Written exercise →
Wherever "components" appears in a line, list that line.

Dataset section →

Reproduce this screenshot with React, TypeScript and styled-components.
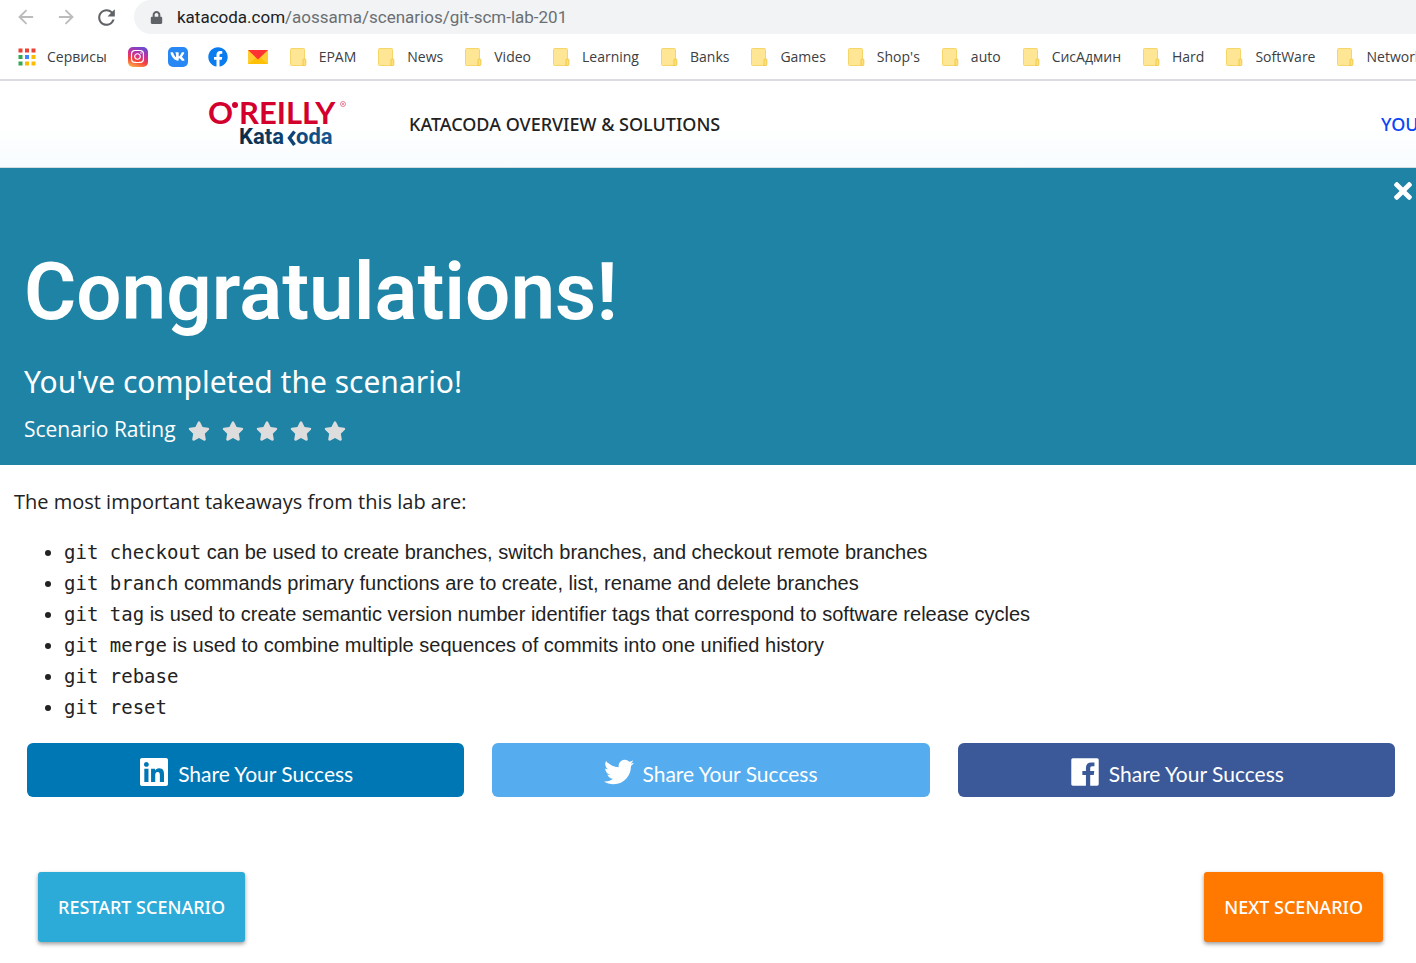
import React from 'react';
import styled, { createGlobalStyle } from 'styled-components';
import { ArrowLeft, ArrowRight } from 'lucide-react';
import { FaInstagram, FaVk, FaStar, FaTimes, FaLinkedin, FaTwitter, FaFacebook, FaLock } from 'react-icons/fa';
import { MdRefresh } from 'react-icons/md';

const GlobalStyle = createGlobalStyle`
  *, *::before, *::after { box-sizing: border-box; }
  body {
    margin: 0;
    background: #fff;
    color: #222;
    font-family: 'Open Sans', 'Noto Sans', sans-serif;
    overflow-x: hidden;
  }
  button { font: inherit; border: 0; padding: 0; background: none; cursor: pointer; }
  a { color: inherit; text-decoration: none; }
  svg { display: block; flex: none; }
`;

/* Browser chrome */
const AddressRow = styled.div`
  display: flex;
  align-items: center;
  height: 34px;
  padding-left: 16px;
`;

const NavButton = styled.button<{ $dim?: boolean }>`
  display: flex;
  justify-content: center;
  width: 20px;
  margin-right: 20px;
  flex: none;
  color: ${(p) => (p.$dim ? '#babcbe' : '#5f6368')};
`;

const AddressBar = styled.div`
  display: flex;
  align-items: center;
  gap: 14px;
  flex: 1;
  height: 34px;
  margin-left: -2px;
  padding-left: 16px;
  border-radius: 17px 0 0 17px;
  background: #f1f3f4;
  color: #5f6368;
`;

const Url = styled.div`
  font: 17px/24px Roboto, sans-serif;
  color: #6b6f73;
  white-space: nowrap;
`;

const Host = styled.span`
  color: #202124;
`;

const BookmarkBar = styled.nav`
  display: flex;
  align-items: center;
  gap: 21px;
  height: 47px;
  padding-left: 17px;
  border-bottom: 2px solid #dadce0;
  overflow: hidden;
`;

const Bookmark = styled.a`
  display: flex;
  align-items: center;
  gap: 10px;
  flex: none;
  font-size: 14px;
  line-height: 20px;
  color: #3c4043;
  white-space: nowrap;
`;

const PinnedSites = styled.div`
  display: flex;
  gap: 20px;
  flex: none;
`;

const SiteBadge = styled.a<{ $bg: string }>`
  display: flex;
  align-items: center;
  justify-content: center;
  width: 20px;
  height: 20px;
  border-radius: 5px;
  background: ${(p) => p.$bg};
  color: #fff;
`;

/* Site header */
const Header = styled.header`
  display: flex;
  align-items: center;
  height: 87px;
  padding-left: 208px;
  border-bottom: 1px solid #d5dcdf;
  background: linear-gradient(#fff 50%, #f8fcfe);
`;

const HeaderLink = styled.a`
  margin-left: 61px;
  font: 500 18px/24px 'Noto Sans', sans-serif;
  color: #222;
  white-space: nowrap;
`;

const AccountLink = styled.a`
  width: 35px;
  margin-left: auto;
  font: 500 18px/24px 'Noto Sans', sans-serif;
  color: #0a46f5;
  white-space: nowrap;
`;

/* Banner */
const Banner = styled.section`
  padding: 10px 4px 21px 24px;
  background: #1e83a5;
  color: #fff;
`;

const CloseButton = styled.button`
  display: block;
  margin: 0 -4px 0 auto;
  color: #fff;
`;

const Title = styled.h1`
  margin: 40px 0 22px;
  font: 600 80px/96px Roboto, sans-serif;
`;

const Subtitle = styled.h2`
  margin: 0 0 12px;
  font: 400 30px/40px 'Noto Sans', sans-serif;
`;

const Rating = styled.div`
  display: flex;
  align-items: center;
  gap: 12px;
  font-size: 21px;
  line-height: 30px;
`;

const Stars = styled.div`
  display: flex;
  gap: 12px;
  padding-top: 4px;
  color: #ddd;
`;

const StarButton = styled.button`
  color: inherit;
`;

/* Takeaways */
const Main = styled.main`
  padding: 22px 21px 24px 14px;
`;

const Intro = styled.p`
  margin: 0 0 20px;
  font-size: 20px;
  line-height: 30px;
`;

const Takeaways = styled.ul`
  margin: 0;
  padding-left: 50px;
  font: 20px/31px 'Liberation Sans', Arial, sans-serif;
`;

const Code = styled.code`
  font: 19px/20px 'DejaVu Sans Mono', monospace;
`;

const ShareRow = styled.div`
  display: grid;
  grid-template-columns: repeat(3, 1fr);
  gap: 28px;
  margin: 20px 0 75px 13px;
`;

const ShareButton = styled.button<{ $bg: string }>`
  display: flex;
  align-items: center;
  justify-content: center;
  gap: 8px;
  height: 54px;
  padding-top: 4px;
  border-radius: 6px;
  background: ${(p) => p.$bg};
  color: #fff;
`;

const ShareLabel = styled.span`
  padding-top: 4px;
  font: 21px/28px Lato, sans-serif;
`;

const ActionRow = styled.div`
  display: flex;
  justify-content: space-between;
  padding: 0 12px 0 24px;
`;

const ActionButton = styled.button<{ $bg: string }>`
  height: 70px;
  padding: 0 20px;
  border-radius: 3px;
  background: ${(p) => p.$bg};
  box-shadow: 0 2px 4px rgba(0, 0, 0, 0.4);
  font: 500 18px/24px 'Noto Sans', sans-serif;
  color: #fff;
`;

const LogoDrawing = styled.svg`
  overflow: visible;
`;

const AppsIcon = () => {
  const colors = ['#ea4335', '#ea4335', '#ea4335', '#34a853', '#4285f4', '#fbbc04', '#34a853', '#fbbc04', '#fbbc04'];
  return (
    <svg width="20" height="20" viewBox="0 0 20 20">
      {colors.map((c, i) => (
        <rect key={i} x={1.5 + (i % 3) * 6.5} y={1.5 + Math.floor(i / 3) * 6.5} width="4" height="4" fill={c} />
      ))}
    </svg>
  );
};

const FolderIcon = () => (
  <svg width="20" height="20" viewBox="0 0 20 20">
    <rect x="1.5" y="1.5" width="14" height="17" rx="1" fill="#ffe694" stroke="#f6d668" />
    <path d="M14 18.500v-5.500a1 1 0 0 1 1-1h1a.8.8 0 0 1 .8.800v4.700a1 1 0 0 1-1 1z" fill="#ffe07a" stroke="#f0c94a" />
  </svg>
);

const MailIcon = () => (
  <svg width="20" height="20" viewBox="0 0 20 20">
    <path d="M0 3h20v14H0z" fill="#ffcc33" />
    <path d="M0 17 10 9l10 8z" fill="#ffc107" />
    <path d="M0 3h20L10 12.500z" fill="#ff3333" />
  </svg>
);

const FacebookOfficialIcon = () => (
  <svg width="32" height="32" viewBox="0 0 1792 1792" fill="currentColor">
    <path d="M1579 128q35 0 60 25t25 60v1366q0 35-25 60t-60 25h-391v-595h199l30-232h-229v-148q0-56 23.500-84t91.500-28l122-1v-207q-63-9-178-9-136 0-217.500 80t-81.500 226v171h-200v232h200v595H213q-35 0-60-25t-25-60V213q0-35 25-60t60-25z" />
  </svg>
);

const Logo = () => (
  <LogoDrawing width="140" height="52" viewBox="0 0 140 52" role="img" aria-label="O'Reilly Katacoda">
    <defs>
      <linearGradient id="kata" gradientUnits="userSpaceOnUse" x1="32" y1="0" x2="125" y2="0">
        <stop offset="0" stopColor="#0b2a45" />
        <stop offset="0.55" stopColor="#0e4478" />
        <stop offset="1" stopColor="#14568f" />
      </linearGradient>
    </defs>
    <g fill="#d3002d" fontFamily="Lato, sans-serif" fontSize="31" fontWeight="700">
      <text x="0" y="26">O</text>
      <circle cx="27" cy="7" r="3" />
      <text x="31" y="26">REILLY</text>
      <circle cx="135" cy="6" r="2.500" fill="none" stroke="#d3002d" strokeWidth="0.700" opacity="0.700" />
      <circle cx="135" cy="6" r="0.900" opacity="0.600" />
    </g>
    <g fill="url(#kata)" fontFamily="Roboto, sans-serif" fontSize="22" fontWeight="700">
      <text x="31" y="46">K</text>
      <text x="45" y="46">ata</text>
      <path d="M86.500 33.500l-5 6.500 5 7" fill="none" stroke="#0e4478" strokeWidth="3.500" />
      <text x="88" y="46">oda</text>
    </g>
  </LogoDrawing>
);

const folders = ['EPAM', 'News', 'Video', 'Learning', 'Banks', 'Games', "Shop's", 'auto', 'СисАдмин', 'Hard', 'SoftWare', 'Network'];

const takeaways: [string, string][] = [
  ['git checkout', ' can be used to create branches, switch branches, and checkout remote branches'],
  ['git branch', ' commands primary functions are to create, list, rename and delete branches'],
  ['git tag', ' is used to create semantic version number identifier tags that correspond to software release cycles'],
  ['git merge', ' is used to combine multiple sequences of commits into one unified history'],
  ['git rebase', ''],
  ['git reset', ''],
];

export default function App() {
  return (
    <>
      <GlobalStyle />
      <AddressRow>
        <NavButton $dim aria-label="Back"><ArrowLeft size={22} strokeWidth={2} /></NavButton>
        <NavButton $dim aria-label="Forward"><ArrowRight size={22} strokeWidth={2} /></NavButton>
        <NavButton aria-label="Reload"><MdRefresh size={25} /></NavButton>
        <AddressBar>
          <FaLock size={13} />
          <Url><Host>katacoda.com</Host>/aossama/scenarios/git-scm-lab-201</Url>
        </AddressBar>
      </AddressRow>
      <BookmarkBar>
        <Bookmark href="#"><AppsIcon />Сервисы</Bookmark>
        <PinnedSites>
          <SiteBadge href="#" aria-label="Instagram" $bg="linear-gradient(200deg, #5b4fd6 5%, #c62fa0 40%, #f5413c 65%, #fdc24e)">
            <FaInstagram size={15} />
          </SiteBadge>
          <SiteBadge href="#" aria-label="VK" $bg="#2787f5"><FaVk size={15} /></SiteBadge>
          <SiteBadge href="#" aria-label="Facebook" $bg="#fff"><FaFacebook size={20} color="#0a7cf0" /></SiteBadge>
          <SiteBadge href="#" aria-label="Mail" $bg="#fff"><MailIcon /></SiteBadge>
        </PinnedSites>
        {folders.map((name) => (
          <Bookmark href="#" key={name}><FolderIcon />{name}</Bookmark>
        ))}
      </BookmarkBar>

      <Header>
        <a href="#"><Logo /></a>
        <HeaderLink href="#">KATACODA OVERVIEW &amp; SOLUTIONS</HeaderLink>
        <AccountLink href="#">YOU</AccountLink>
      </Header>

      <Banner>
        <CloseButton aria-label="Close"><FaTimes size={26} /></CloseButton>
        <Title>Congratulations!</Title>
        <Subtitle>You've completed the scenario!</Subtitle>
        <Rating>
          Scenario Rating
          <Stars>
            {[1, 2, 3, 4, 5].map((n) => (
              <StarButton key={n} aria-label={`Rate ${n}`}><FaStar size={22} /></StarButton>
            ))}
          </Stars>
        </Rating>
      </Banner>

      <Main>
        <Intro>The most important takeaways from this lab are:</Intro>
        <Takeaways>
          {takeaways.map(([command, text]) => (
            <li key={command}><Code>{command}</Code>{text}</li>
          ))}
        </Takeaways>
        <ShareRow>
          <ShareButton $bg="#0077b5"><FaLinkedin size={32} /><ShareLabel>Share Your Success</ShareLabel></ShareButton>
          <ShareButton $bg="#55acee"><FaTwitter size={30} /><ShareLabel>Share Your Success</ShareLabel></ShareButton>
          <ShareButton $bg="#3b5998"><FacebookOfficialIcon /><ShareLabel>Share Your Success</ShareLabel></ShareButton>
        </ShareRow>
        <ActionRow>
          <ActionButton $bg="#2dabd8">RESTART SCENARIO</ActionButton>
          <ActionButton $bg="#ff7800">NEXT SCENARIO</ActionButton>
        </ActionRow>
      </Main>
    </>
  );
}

Solution to the exercise →
Reproduce this screenshot with React, TypeScript and styled-components.
import styled, { createGlobalStyle } from 'styled-components';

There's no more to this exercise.